Article Kirchberger (page 64)

KIRCHBERGER (Nicolas-Antoine), baron de Liebisdorf, né en 1739 à Berne, mort en 1800, cultiva, dans les camps d'abord, puis au milieu des fonctions civiles les plus importantes, les lettres, les sciences et la philosophie. Il fut lié avec le savant Zimmermann, avec le mystique Eckartshausen, avec Daniel Bernoulli, enfin avec Jean-Jacques Rousseau, qui correspondit quelquefois avec lui et qui parle de lui dans ses Confessions (livre XII). Il eut aussi un long commerce de lettres avec St-Martin sur des matières obscures de théosophie. On a de Kirchberger :

- un Discours sur un acte de générosité des habitants de Soleure, sous le titre d'Histoire de la vertu helvétique, Bale, 1765, in-8°, et

- un Mémoire sur l'agriculture inséré dans le Journal de l'abbé Rosier en 1774. Il écrivit en outre, en 1790, dans une feuille périodique, contre une secte "d'illuminants" ou "d'éclaireurs "dirigée par Frédéric Nicolaï.

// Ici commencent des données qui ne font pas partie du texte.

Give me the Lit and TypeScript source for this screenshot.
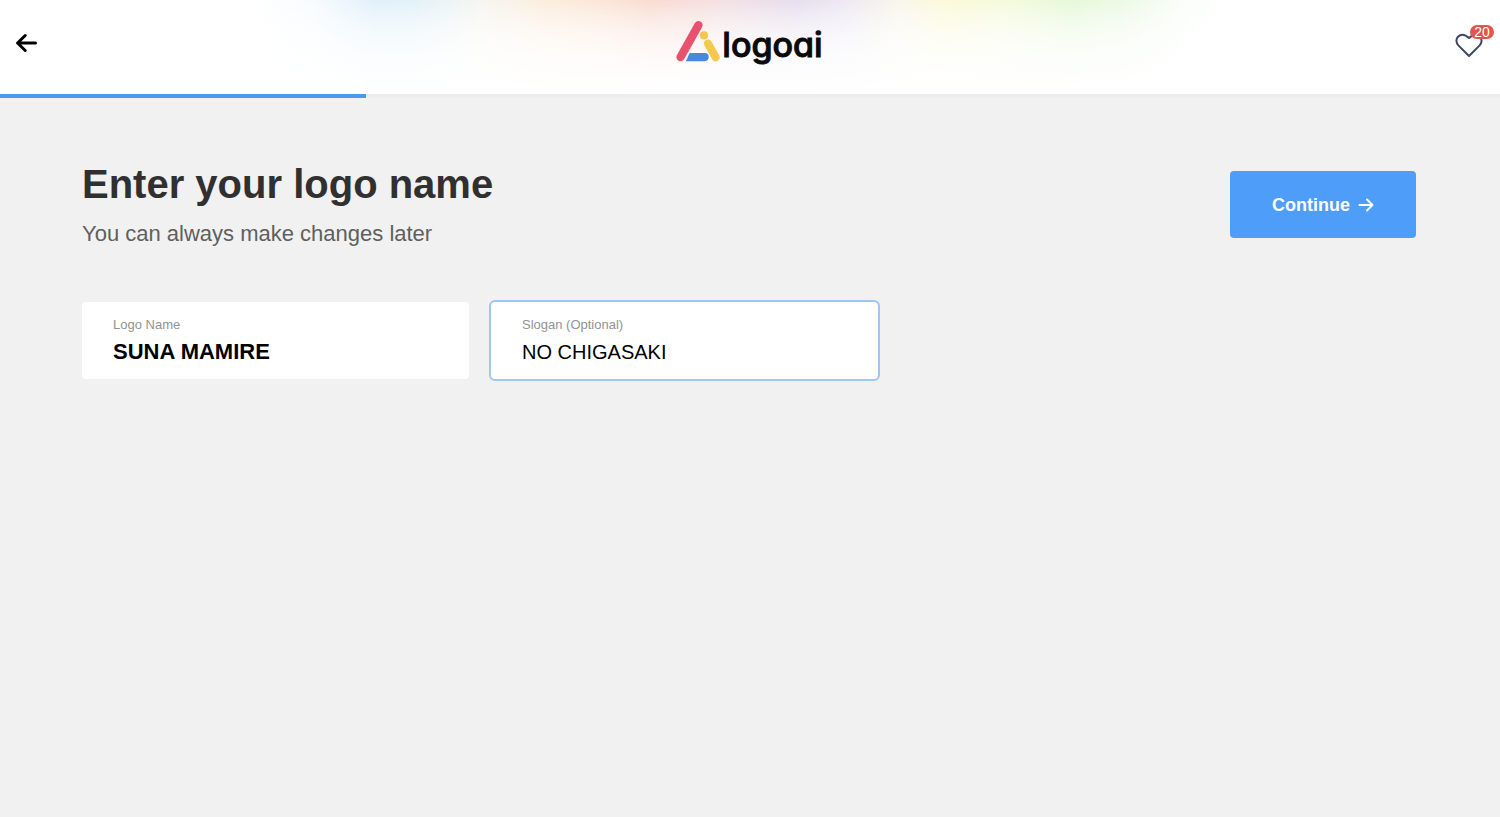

Lettre de J. J. Rousseau à Kirchberger

Œuvres complètes de J. J. Rousseau

Volume 19 de Œuvres complètes de J. J. Rousseau: mises dans un nouvel ordre, avec des notes historiques et des éclaircissements, Victor-Donatien Musset-Pathay - Volume 19 de Œuvres complètes de J. J. Rousseau

Lettre CCCCXLI. — A M. Kirchberger (1)  (pages 505-508)

Motiers, le 17 mars 1763.

Lettre CCCCXLI. — A M. Kirchberger

1. Dans toutes les éditions, et même dans l’Histoire de J. J. Rousseau, on lit Keit. Cette erreur vient de ce qu'il n'y avait que la lettre initiale. Je ne sais quel éditeur a mis le nom qu'on a lu jusqu'à présent. C'est à M. Kirchberger dont il est question à la fin des Confessions, qu'est adressée cette lettre. Ce renseignement nous a été donné par M. Beuchot.

« Si jeune et déjà marié ! Monsieur, vous avez entrepris de bonne heure une grande tâche. Je sais [p.506] que la maturité de l'esprit peut suppléer à l'âge, et vous m'avez paru promettre ce supplément. Vous vous connaissez d'ailleurs en mérite, et je compte sur celui de l'épouse que vous vous êtes choisie. Il n'en faut pas moins, cher Kirchberger, pour rendre heureux un établissement si précoce. Votre âge seul m'alarme pour vous ; tout le reste me rassure. Je suis toujours persuadé que le vrai bonheur de la vie est dans un mariage bien assorti; et, je ne le suis pas moins que tout le succès de cette carrière dépend de la façon de la commencer. Le tour que vont prendre vos occupations, vos soins, vos manières, vos affections domestiques, durant la première année, décidera de toutes les autres. C'est maintenant que le sort de vos jours est entre vos mains ; plus tard, il dépendra de vos habitudes. Jeunes époux, vous êtes perdus si vous n'êtes qu'amans ; mais soyez amis de bonne heure pour l'être toujours. La confiance, qui vaut mieux que l'amour, lui survit et le remplace. Si vous savez l'établir entre vous, votre maison vous plaira plus qu'aucune autre ; et dès qu'une fois vous serez mieux chez vous que partout ailleurs, je vous promets du bonheur pour le reste de votre vie. Mais ne vous mettez pas dans l'esprit d'en chercher au loin, ni dans la célébrité, ni dans les plaisirs, ni dans la fortune. La véritable félicité ne se trouve point au dehors ; il faut que votre maison vous suffise, ou jamais rien ne vous suffira.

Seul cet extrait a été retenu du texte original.